*What you will do*: From the listing that follows, output everything exactly except the pictures.

*Stored data*:
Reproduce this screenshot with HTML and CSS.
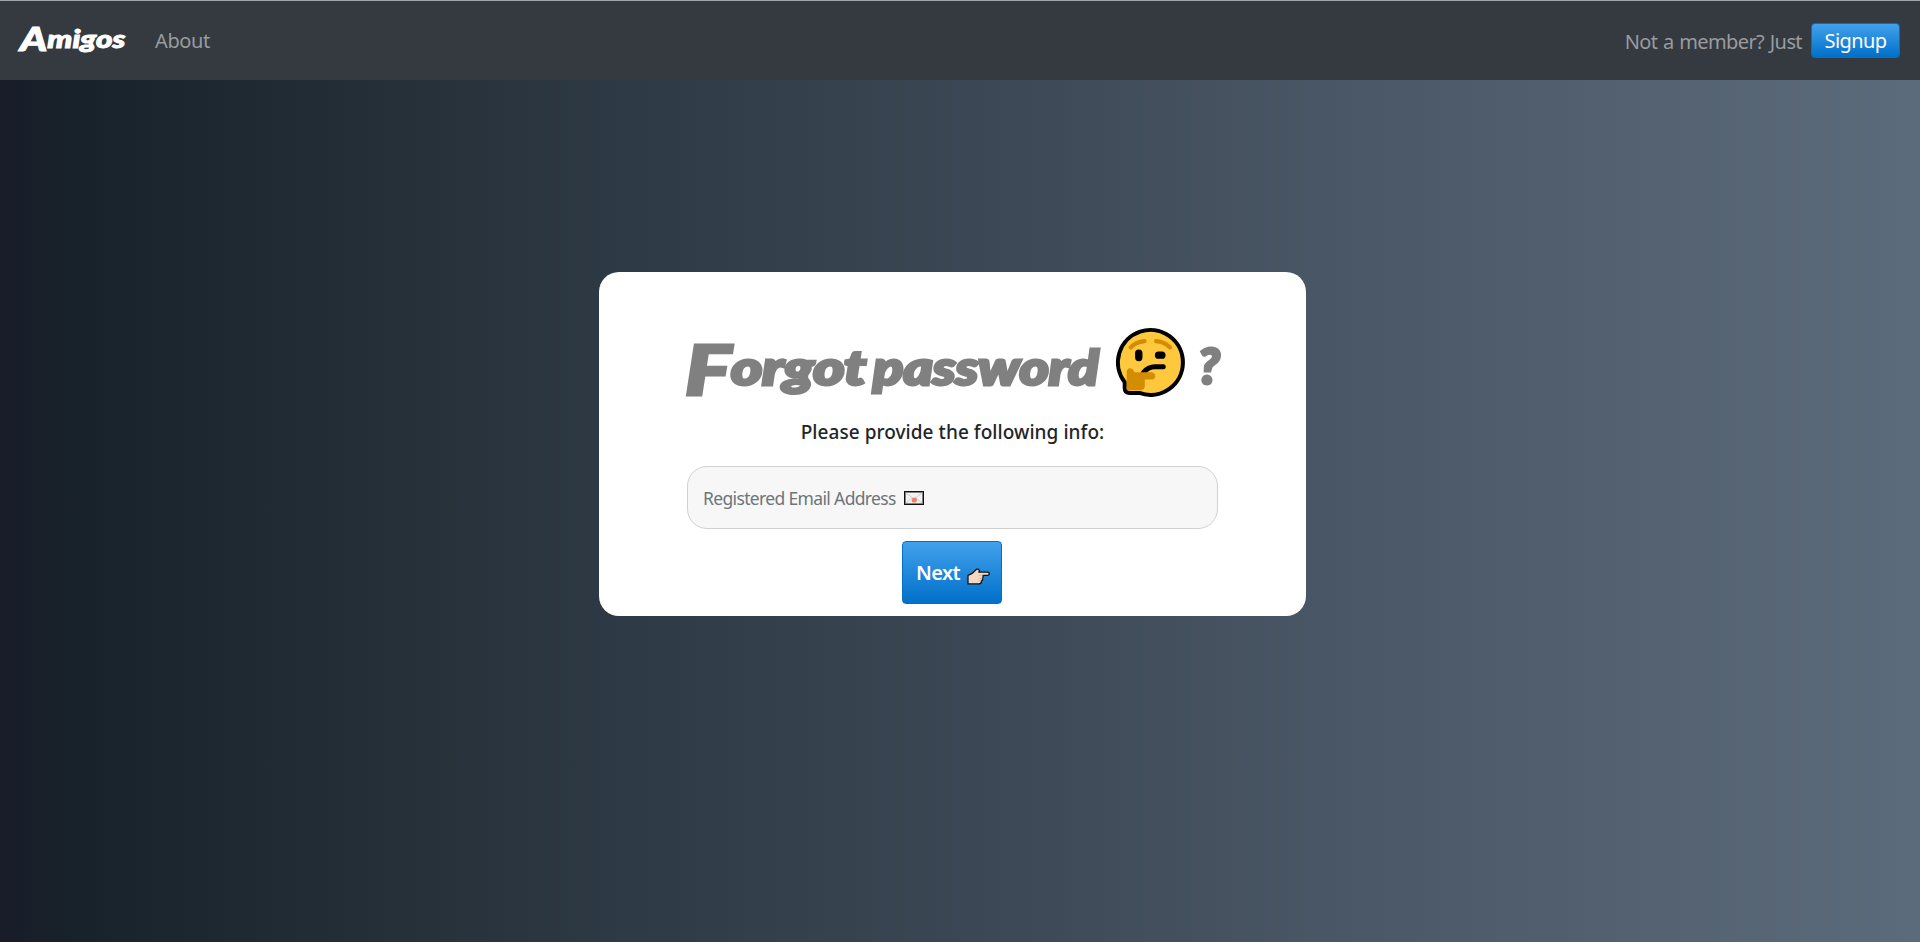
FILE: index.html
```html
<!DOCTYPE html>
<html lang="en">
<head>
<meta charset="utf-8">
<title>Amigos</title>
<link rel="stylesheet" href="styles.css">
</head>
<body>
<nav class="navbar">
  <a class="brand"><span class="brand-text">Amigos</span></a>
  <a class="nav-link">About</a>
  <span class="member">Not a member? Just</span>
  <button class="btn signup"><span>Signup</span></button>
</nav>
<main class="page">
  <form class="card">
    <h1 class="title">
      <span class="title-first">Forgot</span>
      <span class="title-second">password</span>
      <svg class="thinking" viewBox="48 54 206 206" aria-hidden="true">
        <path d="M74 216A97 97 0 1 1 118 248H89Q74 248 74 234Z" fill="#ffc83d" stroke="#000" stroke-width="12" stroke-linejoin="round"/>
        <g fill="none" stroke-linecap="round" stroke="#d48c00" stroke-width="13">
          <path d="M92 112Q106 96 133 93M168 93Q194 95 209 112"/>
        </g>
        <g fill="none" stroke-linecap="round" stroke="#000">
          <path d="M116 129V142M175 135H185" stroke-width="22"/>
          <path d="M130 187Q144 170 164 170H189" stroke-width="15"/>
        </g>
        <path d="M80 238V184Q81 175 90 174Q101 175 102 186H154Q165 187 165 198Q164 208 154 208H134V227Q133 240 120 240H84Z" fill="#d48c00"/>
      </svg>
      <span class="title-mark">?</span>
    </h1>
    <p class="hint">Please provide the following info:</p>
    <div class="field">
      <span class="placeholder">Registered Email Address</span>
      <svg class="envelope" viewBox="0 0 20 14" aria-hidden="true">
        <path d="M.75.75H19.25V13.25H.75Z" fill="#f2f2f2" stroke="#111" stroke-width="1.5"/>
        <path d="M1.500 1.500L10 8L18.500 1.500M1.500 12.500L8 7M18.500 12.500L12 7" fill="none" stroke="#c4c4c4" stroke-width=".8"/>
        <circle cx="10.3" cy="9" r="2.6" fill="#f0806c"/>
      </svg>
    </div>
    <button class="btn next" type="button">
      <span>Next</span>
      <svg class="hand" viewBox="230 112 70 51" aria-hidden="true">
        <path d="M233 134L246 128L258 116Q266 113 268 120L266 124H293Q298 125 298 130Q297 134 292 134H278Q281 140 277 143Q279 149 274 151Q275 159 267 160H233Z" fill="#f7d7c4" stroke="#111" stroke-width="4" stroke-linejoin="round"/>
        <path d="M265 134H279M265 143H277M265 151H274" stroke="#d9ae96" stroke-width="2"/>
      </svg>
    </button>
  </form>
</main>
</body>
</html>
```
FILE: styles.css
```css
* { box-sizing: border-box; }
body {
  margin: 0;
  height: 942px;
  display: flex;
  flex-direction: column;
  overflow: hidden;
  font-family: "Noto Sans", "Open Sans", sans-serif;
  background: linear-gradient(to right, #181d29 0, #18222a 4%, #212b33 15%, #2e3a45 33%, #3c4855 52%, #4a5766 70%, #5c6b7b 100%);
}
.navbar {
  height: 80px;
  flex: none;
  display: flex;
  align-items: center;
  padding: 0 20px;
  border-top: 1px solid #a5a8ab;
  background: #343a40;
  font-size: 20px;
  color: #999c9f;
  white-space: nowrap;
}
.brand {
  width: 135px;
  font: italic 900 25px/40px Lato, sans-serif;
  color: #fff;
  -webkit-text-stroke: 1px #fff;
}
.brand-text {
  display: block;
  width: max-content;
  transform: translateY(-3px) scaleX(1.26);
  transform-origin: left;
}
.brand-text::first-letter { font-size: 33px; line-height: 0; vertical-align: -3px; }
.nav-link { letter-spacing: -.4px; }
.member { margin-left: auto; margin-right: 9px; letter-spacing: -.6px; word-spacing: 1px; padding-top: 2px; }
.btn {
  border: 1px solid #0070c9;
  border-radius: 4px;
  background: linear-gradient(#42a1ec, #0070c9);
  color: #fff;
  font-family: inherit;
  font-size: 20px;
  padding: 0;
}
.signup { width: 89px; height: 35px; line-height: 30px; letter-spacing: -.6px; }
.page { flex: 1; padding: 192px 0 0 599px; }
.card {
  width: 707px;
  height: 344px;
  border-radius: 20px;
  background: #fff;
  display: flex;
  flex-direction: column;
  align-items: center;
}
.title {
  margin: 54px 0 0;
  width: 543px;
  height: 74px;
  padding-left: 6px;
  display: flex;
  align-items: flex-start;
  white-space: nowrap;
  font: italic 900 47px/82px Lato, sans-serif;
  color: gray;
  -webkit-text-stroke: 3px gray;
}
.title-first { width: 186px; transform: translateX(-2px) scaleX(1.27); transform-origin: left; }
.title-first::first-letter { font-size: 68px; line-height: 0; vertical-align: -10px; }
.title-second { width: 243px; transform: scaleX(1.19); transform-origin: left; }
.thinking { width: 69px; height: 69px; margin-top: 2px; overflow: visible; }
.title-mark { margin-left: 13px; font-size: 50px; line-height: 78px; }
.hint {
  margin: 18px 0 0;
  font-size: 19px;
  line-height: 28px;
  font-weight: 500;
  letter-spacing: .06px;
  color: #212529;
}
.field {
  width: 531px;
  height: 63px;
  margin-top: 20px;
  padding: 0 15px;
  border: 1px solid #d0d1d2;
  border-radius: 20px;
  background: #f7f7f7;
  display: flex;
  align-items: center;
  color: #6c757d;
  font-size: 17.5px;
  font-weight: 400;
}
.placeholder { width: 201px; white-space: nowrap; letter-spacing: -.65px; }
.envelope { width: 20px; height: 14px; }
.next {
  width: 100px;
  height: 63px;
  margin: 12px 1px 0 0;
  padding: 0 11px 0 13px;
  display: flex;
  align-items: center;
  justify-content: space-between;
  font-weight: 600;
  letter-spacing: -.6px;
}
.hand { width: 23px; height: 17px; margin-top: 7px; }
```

*Task result*:
Reproduce this screenshot with HTML and CSS.
FILE: index.html
```html
<!DOCTYPE html>
<html lang="en">
<head>
<meta charset="utf-8">
<title>Amigos</title>
<link rel="stylesheet" href="styles.css">
</head>
<body>
<nav class="navbar">
  <a class="brand"><span class="brand-text">Amigos</span></a>
  <a class="nav-link">About</a>
  <span class="member">Not a member? Just</span>
  <button class="btn signup"><span>Signup</span></button>
</nav>
<main class="page">
  <form class="card">
    <h1 class="title">
      <span class="title-first">Forgot</span>
      <span class="title-second">password</span>
      <svg class="thinking" viewBox="48 54 206 206" aria-hidden="true">
        <path d="M74 216A97 97 0 1 1 118 248H89Q74 248 74 234Z" fill="#ffc83d" stroke="#000" stroke-width="12" stroke-linejoin="round"/>
        <g fill="none" stroke-linecap="round" stroke="#d48c00" stroke-width="13">
          <path d="M92 112Q106 96 133 93M168 93Q194 95 209 112"/>
        </g>
        <g fill="none" stroke-linecap="round" stroke="#000">
          <path d="M116 129V142M175 135H185" stroke-width="22"/>
          <path d="M130 187Q144 170 164 170H189" stroke-width="15"/>
        </g>
        <path d="M80 238V184Q81 175 90 174Q101 175 102 186H154Q165 187 165 198Q164 208 154 208H134V227Q133 240 120 240H84Z" fill="#d48c00"/>
      </svg>
      <span class="title-mark">?</span>
    </h1>
    <p class="hint">Please provide the following info:</p>
    <div class="field">
      <span class="placeholder">Registered Email Address</span>
      <svg class="envelope" viewBox="0 0 20 14" aria-hidden="true">
        <path d="M.75.75H19.25V13.25H.75Z" fill="#f2f2f2" stroke="#111" stroke-width="1.5"/>
        <path d="M1.500 1.500L10 8L18.500 1.500M1.500 12.500L8 7M18.500 12.500L12 7" fill="none" stroke="#c4c4c4" stroke-width=".8"/>
        <circle cx="10.3" cy="9" r="2.6" fill="#f0806c"/>
      </svg>
    </div>
    <button class="btn next" type="button">
      <span>Next</span>
      <svg class="hand" viewBox="230 112 70 51" aria-hidden="true">
        <path d="M233 134L246 128L258 116Q266 113 268 120L266 124H293Q298 125 298 130Q297 134 292 134H278Q281 140 277 143Q279 149 274 151Q275 159 267 160H233Z" fill="#f7d7c4" stroke="#111" stroke-width="4" stroke-linejoin="round"/>
        <path d="M265 134H279M265 143H277M265 151H274" stroke="#d9ae96" stroke-width="2"/>
      </svg>
    </button>
  </form>
</main>
</body>
</html>
```
FILE: styles.css
```css
* { box-sizing: border-box; }
body {
  margin: 0;
  height: 942px;
  display: flex;
  flex-direction: column;
  overflow: hidden;
  font-family: "Noto Sans", "Open Sans", sans-serif;
  background: linear-gradient(to right, #181d29 0, #18222a 4%, #212b33 15%, #2e3a45 33%, #3c4855 52%, #4a5766 70%, #5c6b7b 100%);
}
.navbar {
  height: 80px;
  flex: none;
  display: flex;
  align-items: center;
  padding: 0 20px;
  border-top: 1px solid #a5a8ab;
  background: #343a40;
  font-size: 20px;
  color: #999c9f;
  white-space: nowrap;
}
.brand {
  width: 135px;
  font: italic 900 25px/40px Lato, sans-serif;
  color: #fff;
  -webkit-text-stroke: 1px #fff;
}
.brand-text {
  display: block;
  width: max-content;
  transform: translateY(-3px) scaleX(1.26);
  transform-origin: left;
}
.brand-text::first-letter { font-size: 33px; line-height: 0; vertical-align: -3px; }
.nav-link { letter-spacing: -.4px; }
.member { margin-left: auto; margin-right: 9px; letter-spacing: -.6px; word-spacing: 1px; padding-top: 2px; }
.btn {
  border: 1px solid #0070c9;
  border-radius: 4px;
  background: linear-gradient(#42a1ec, #0070c9);
  color: #fff;
  font-family: inherit;
  font-size: 20px;
  padding: 0;
}
.signup { width: 89px; height: 35px; line-height: 30px; letter-spacing: -.6px; }
.page { flex: 1; padding: 192px 0 0 599px; }
.card {
  width: 707px;
  height: 344px;
  border-radius: 20px;
  background: #fff;
  display: flex;
  flex-direction: column;
  align-items: center;
}
.title {
  margin: 54px 0 0;
  width: 543px;
  height: 74px;
  padding-left: 6px;
  display: flex;
  align-items: flex-start;
  white-space: nowrap;
  font: italic 900 47px/82px Lato, sans-serif;
  color: gray;
  -webkit-text-stroke: 3px gray;
}
.title-first { width: 186px; transform: translateX(-2px) scaleX(1.27); transform-origin: left; }
.title-first::first-letter { font-size: 68px; line-height: 0; vertical-align: -10px; }
.title-second { width: 243px; transform: scaleX(1.19); transform-origin: left; }
.thinking { width: 69px; height: 69px; margin-top: 2px; overflow: visible; }
.title-mark { margin-left: 13px; font-size: 50px; line-height: 78px; }
.hint {
  margin: 18px 0 0;
  font-size: 19px;
  line-height: 28px;
  font-weight: 500;
  letter-spacing: .06px;
  color: #212529;
}
.field {
  width: 531px;
  height: 63px;
  margin-top: 20px;
  padding: 0 15px;
  border: 1px solid #d0d1d2;
  border-radius: 20px;
  background: #f7f7f7;
  display: flex;
  align-items: center;
  color: #6c757d;
  font-size: 17.5px;
  font-weight: 400;
}
.placeholder { width: 201px; white-space: nowrap; letter-spacing: -.65px; }
.envelope { width: 20px; height: 14px; }
.next {
  width: 100px;
  height: 63px;
  margin: 12px 1px 0 0;
  padding: 0 11px 0 13px;
  display: flex;
  align-items: center;
  justify-content: space-between;
  font-weight: 600;
  letter-spacing: -.6px;
}
.hand { width: 23px; height: 17px; margin-top: 7px; }
```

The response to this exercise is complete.